When Eurafrica emerged in the 1920s as an intellectual and political project to connect Europe with Africa, its goal was to ensure European colonial dominance in a changing world.

Key to the proposed continental merger was infrastructure—not surprising at a time when railways, ports, camps, and other large-scale building projects were facilitating the extraction and movement of things for Europe while curtailing the freedom and mobility of Africans on an unprecedented scale. Recent scholarship has emphasized the centrality of Eurafrica and the type of colonialism it mustered in the history of European integration, from the EU’s founding intellectuals to its Cold-War-era realization. But continental infrastructure also played a role in African struggles for independence. Highways, ports, and dams became tools of state-building and even mobilized hopes of Panafrican integration and international solidarity. In practice, however, large-scale infrastructure required technical and financial aid which further entrenched Africa’s asymmetrical relationship to the Global North.

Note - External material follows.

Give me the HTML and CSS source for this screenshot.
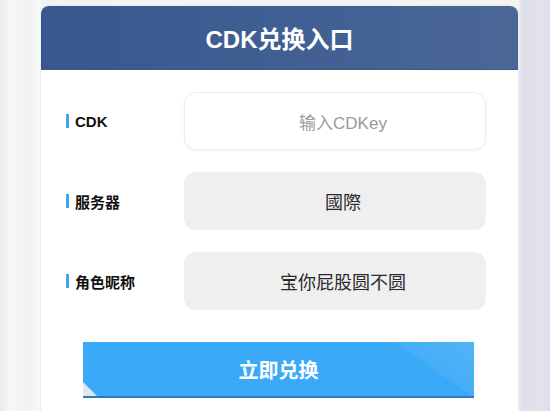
FILE: index.html
```html
<!DOCTYPE html>
<html lang="zh">
<head>
<meta charset="utf-8">
<title>CDK兑换入口</title>
<link rel="stylesheet" href="styles.css">
</head>
<body>
<div class="page">
  <div class="card">
    <div class="card-header">CDK兑换入口</div>
    <div class="card-body">
      <div class="row">
        <div class="label"><span class="bar"></span>CDK</div>
        <div class="field field-input placeholder">输入CDKey</div>
      </div>
      <div class="row">
        <div class="label"><span class="bar"></span>服务器</div>
        <div class="field field-filled">國際</div>
      </div>
      <div class="row">
        <div class="label"><span class="bar"></span>角色昵称</div>
        <div class="field field-filled">宝你屁股圆不圆</div>
      </div>
      <div class="btn">
        <span class="btn-shine"></span>
        <span class="btn-corner"></span>
        <span class="btn-text">立即兑换</span>
      </div>
    </div>
  </div>
</div>
</body>
</html>
```

FILE: styles.css
```css
html, body {
  margin: 0;
  padding: 0;
}
body {
  width: 550px;
  height: 411px;
  overflow: hidden;
  font-family: "Liberation Sans", "Noto Sans CJK SC", sans-serif;
  background:
    linear-gradient(90deg, #ececee 0, #f6f6f6 10px, #f2f2f2 30px, #fafafa 40px, transparent 41px),
    linear-gradient(180deg, #f3f3f3 0, #f1f1f3 100%);
}
.page {
  position: relative;
  height: 411px;
  padding-top: 6px;
  padding-left: 41px;
  box-sizing: border-box;
  background:
    linear-gradient(90deg, transparent 518px, #f4f4f8 518px, #dedfe8 522px, #e2e3ec 540px, #dcdde6 550px),
    linear-gradient(160deg, transparent 0, transparent 88%, #e2e2ec 88%);
}
.card {
  width: 477px;
  height: 405px;
  background: #ffffff;
  border-radius: 8px 8px 0 0;
  box-shadow: 0 0 2px rgba(0, 0, 0, 0.12);
  overflow: hidden;
}
.card-header {
  height: 64px;
  display: flex;
  align-items: center;
  justify-content: center;
  color: #ffffff;
  font-size: 24px;
  font-weight: 700;
  background: linear-gradient(90deg, #385790 0%, #3e5d91 40%, #4a6796 100%);
  border-bottom: 1px solid #3a5a8a;
  box-sizing: border-box;
}
.card-body {
  padding: 22px 0 0 25px;
}
.row {
  display: flex;
  align-items: center;
  height: 58px;
  margin-bottom: 22px;
}
.row:nth-child(3) {
  margin-bottom: 32px;
}
.label {
  width: 118px;
  display: flex;
  align-items: center;
  font-size: 15px;
  font-weight: 700;
  color: #111111;
}
.bar {
  display: inline-block;
  width: 3px;
  height: 14px;
  background: #3ea3ea;
  margin-right: 6px;
}
.field {
  width: 302px;
  height: 58px;
  box-sizing: border-box;
  border-radius: 12px;
  display: flex;
  align-items: center;
  justify-content: center;
  padding-left: 16px;
  font-size: 18px;
  color: #2a2a2a;
}
.field-input {
  background: #ffffff;
  border: 1px solid #ededed;
  box-shadow: 0 1px 3px rgba(0, 0, 0, 0.05);
}
.placeholder {
  color: #9a9a9a;
  font-size: 17px;
}
.field-filled {
  background: #efefef;
}
.btn {
  position: relative;
  margin-left: 17px;
  width: 391px;
  height: 56px;
  background: #3aa9f7;
  border-bottom: 2px solid #2a7bc0;
  box-sizing: border-box;
  display: flex;
  align-items: center;
  justify-content: center;
  overflow: hidden;
}
.btn-shine {
  position: absolute;
  right: 0;
  top: 0;
  width: 82px;
  height: 100%;
  background: linear-gradient(215deg, rgba(255, 255, 255, 0.12) 0, rgba(255, 255, 255, 0.06) 50%, transparent 50%);
}
.btn-corner {
  position: absolute;
  left: 0;
  bottom: 0;
  width: 0;
  height: 0;
  border-left: 14px solid #dfe8f2;
  border-top: 14px solid transparent;
}
.btn-text {
  position: relative;
  color: #ffffff;
  font-size: 20px;
  font-weight: 700;
  font-family: "Noto Sans CJK SC", sans-serif;
}
```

Today, as Africa enters a new age of development increasingly dominated by China, and the EU is in fundamental crisis, is it still possible to speak of a Eurafrican present? From the physical imprint of cities and the configuration of intercontinental airline routes, infrastructure testifies to the enduring legacies of Eurafrica. Infrastructure shapes territories and governs the mobilities within and across them, but also serves to immobilize and externalize bodies and things. The European infrastructure of the Mediterranean border regime, in which African migrants are systematically being detained or left to die, recalls colonial-era policies that valued life and dictated death along racial lines. At the same time, European aid focused on infrastructural development in Africa is increasingly targeted to counter such unwanted migration—without touching the global extraction economies that have roots in European colonial rule and continue to shape African cities and territories today. Because of these specters of Eurafrica, the EU seems structurally incapable to come to terms with its colonial past.

This conference proposes to explore historical continuities in Africa’s relationship with Europe through the lens of infrastructure. What are the infrastructural histories that bind the unequal destinies of people together across continents, and how do these legacies shape contemporary lifeworlds and international relations? How does infrastructural violence shape international relations between Africa and Europe, and how is the legacy of Eurafrica manifested in the spaces of everyday life? To answer these questions, the conference invites scholars from urban studies, history, political science, postcolonial theory, architecture, border and migration studies, and allied fields. We invite contributions that develop new perspectives of our geopolitical and interconnected urban present through its infrastructural pasts. Such studies of material and aesthetics relationships between Africa and Europe can focus on questions of lifeworlds, urban transformation, migration, territory, citizenship, development, or related themes. We are particularly interested in studies that can reveal the differential entanglements between people and places, and locate alternative forms of infrastructure, imaginaries of belonging, ongoing struggles for decolonization, and practices of world-making that decenter colonial ways of seeing, feeling, and knowing.

WHEN: 24-26 June 2020 [UPDATE: The conference has been rescheduled to 13 to 17 January 2021]

WHERE: University of Basel, Switzerland

SUBMIT YOUR PAPER
Please submit an abstract of 300w and a short CV by 10 December 2019 to Michelle Killenberger (michelle.killenberger@unibas.ch). Applicant will be notified of acceptance in February 2020. Speakers in need of financial assistance for travel and accommodation expenses can apply for help.

KEYNOTE SPEAKERS
Confirmed keynote speakers are Elizabeth A. Povinelli (Columbia University) and Siba N’Zatioula Grovogui (Cornell University).

ORGANISERS
Organised by Kenny Cupers, Urban Studies, Department of Social Sciences at the University of Basel, in collaboration with Sociology, the Centre for African Studies, and the Institute for European and Global Studies, as well as the African Centre for Cities, at the University of Cape Town.

A follow-up conference will take place at ACC, in Cape Town in June 2021 entitled Emerging Infrastructural Worlds: Mapping Urban Research in Africa, which will map research approaches to transnational infrastructure projects across Africa and their consequences on the ground.